Monday, June 28, 2010

Gillard stumbles as call for climate action sounds

Despite the rise of our plain-spoken and highly capable first female prime minister, Julia Gillard has taken little time to make her first false moves on climate.

Writing in The Age, Adam Morton relates the role of climate backsliding in the demise of Kevin Rudd as a conviction politician, but we now see Julia Gillard party to a brown coal deal with Vietnam as she “opens the door” to the mining industry and flags the need to build community “consensus” before Australia acts decisively on climate.

The consensus line comes as a new poll already shows strong concern for action on climate and a perception that the major parties are "clones" on climate policy.

An admitted party to the Rudd Government’s disastrous decision to shelve work on emissions trading, Gillard now appears to be operating on the consensus of the mining industry that it proceed full-steam ahead with the extraction of our natural resources despite the community, environmental and climate impacts, and quite possibly with a watered-down tax payment on its super profits.

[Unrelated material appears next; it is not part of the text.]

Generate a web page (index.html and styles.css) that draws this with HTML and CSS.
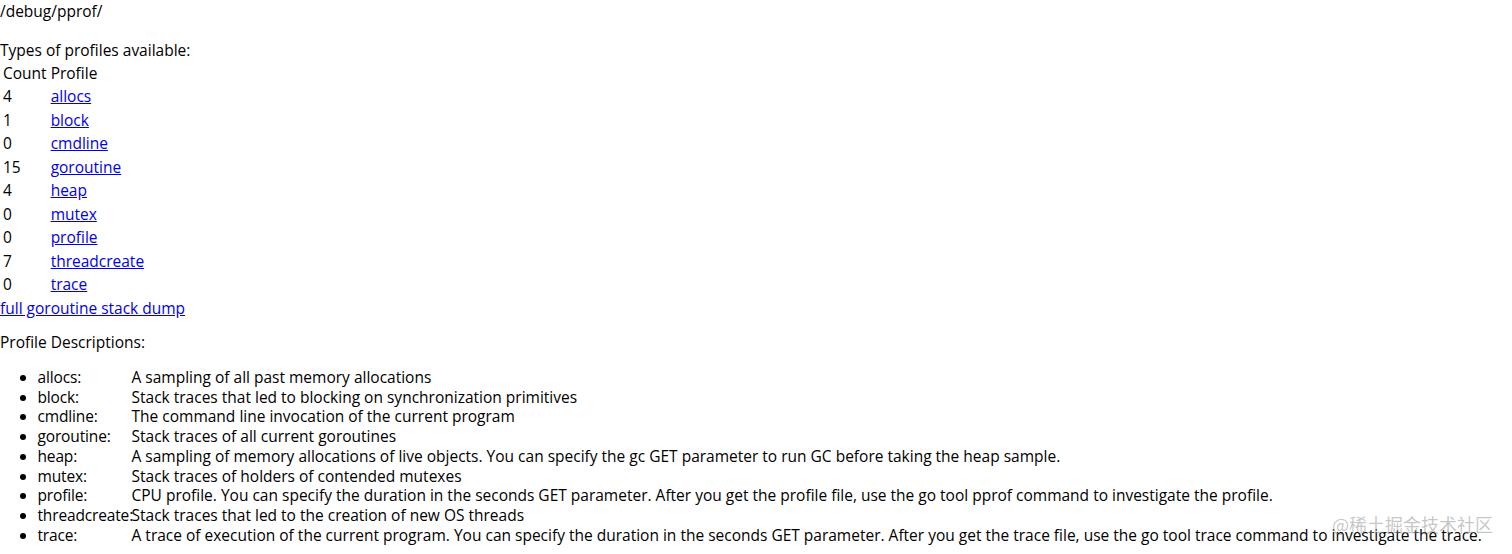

The prime minister surely recalls Kevin Rudd’s 2007 election mandate to act on climate, and Australia's historic ratification of Kyoto. Julia Gillard must now acknowledge that should she ignore the scientific and growing community consensus, the climate will render self-evident its own consensus through the clear and worsening impacts of global warming. That is already happening, and further delay on climate action is no better than denial.